Start

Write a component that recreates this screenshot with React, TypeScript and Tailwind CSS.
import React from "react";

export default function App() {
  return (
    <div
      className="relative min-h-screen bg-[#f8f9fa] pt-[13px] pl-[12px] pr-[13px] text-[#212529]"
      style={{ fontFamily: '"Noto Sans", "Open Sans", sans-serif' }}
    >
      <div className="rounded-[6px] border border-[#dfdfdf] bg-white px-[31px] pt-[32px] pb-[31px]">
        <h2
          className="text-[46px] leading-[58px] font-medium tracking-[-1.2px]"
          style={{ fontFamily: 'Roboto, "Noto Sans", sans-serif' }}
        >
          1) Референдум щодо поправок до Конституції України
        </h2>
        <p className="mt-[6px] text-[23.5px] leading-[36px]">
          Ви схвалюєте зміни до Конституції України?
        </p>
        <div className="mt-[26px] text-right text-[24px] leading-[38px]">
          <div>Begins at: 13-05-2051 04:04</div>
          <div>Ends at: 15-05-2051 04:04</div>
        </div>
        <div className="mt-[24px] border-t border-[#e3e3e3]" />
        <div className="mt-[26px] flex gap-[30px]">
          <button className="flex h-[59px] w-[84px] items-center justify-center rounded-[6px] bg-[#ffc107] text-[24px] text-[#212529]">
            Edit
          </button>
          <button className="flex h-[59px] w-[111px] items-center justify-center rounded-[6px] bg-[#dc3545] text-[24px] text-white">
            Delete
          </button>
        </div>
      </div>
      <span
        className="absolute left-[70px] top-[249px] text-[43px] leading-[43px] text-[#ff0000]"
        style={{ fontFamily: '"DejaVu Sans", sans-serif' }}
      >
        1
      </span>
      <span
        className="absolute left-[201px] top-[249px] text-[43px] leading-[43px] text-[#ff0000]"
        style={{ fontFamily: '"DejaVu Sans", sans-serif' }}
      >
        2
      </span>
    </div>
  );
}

End
Start

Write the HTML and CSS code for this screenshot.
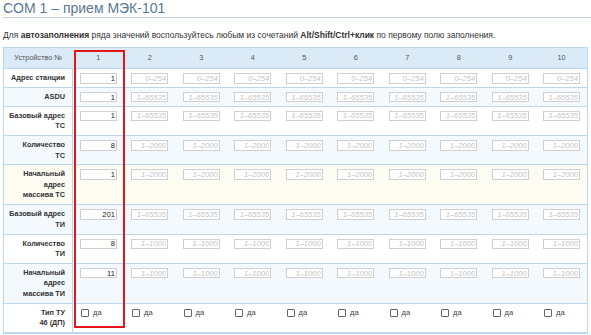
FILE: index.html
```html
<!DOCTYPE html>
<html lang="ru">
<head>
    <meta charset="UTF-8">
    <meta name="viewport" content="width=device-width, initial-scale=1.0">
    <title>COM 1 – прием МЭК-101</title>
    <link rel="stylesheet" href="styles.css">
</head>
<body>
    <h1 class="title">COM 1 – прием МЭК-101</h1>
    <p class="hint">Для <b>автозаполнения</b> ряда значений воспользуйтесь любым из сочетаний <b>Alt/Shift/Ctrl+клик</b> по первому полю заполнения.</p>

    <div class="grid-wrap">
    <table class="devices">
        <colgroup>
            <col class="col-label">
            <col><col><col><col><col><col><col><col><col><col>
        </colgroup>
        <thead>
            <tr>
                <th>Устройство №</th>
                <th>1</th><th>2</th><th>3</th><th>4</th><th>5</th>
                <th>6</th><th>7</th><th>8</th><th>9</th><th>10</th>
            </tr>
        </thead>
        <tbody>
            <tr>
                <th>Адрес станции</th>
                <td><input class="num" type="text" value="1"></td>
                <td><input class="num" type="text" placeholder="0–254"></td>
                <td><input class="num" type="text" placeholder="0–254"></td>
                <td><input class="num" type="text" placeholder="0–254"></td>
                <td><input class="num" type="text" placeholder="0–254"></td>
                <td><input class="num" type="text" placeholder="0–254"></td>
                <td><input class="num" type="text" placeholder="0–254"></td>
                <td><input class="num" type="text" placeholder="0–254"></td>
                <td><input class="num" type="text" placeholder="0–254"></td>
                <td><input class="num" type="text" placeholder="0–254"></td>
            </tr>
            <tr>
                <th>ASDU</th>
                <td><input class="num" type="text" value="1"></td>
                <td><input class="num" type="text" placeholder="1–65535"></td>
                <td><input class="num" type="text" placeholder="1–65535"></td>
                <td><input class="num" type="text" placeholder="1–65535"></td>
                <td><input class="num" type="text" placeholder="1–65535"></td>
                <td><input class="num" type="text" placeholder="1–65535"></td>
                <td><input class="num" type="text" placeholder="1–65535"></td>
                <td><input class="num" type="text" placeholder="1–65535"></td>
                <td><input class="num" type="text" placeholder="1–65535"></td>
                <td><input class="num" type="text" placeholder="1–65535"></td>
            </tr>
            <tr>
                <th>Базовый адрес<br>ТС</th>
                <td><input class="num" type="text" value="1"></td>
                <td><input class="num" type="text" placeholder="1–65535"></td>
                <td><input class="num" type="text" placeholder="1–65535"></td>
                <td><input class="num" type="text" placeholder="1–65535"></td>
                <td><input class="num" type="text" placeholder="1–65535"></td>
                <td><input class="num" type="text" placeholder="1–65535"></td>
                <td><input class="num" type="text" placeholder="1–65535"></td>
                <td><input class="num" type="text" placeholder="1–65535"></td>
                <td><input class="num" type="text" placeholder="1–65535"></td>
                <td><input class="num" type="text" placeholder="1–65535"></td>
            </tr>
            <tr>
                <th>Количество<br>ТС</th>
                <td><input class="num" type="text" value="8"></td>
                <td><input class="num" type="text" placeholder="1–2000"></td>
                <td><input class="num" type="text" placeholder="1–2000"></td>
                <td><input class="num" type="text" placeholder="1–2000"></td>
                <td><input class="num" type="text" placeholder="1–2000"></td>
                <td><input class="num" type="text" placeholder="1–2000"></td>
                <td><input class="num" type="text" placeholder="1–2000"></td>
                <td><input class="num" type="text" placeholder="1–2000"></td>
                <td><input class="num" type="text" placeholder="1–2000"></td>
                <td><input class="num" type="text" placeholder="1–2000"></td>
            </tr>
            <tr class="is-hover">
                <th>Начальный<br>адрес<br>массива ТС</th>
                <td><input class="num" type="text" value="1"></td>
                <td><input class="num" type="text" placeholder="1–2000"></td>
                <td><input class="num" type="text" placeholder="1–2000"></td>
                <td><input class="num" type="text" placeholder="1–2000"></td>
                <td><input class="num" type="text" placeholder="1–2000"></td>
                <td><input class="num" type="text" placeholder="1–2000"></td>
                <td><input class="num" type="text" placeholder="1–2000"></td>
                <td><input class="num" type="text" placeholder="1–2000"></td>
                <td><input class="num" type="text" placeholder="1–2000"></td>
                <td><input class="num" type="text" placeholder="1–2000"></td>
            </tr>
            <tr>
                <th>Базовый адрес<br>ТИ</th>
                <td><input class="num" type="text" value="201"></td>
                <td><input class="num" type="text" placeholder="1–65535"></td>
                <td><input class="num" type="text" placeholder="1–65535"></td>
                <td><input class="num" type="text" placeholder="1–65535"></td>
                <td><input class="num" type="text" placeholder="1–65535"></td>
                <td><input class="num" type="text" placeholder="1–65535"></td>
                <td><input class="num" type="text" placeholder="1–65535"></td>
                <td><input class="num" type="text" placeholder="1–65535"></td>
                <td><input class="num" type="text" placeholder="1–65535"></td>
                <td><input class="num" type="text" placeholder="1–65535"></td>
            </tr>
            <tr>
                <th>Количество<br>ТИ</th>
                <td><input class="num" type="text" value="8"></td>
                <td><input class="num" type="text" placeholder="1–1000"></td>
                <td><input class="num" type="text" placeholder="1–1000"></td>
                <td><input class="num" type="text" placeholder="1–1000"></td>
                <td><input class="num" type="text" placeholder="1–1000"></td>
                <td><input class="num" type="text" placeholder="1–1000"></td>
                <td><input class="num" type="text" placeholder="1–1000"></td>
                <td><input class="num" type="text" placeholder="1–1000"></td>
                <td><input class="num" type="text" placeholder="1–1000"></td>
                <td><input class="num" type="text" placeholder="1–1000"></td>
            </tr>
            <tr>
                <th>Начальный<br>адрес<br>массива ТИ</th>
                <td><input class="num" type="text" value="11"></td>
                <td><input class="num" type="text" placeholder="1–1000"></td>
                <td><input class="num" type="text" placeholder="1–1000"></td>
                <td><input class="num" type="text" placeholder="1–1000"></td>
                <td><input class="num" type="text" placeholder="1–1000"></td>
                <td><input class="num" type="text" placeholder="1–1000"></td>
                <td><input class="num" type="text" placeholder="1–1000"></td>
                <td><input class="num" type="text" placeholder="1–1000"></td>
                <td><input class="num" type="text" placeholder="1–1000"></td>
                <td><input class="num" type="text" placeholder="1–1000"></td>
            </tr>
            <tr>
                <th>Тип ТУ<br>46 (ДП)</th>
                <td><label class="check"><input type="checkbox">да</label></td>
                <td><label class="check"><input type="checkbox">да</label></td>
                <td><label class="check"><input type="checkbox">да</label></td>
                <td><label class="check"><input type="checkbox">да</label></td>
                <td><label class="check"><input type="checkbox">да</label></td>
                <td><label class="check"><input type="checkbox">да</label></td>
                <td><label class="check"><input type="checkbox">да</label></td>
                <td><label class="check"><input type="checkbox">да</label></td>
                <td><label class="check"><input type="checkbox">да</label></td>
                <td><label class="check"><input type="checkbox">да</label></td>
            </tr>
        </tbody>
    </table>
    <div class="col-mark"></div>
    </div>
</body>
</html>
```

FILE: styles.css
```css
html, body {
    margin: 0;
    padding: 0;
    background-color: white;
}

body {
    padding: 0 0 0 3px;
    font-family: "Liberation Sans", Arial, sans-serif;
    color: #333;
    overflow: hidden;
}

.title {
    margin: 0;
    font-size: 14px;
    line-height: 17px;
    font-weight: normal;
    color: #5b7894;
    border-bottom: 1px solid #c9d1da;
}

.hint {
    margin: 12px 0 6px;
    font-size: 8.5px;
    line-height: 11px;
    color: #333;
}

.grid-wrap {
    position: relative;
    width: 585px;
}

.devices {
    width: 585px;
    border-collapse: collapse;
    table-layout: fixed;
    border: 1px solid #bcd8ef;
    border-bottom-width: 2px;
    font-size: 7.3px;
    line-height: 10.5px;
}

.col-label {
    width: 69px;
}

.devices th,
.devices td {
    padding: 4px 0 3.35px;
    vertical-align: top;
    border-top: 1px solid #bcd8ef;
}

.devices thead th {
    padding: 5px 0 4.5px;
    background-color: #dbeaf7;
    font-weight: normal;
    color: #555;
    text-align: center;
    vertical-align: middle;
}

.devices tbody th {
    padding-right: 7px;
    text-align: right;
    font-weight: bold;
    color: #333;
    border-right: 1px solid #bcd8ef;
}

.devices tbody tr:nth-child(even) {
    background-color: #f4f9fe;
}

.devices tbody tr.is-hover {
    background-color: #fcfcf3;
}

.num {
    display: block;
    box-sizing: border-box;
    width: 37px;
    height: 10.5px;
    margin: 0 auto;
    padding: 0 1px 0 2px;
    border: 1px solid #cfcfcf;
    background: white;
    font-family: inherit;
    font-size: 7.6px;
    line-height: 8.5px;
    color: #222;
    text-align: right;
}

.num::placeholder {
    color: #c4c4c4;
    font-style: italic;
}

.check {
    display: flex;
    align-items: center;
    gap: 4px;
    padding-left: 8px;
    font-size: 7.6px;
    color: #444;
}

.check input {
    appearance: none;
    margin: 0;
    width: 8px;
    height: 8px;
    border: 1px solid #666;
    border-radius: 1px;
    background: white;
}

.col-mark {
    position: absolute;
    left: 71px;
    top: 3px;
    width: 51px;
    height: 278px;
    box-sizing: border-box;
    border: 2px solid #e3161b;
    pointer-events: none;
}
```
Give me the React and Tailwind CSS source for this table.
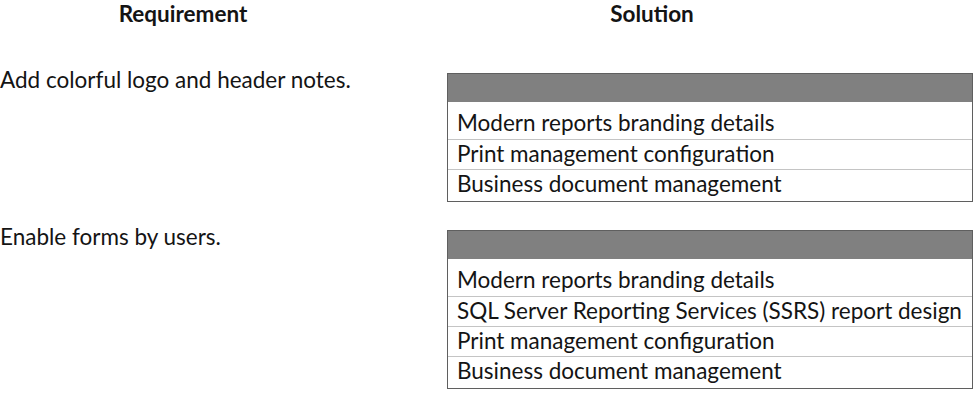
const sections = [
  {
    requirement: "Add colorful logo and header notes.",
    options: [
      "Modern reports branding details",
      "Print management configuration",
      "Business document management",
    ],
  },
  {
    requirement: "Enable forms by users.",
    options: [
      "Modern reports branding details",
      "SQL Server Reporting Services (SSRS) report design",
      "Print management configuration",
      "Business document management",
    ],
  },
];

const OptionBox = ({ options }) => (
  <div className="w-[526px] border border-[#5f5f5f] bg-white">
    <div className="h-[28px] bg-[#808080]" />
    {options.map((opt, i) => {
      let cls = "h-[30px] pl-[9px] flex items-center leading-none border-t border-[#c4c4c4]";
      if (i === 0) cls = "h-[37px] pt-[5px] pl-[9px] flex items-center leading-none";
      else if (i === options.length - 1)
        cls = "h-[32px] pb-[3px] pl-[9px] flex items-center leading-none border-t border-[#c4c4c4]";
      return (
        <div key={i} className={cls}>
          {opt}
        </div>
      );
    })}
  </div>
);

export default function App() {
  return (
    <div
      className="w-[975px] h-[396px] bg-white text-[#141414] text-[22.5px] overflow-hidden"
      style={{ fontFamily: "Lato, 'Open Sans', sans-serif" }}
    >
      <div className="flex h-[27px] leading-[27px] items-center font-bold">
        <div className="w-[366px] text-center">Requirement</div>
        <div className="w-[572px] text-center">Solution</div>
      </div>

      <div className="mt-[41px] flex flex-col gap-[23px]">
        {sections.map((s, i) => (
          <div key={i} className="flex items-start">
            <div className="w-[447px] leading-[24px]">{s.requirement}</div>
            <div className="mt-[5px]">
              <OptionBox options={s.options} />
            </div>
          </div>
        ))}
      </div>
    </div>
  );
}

End

## Exercise task
Reproduce exactly the lines from the line with "Write a component" through the line with "import React from", both end lines included, and only those lines.

## Reply
Write a component that recreates this screenshot with React, TypeScript and Tailwind CSS.
import React from "react";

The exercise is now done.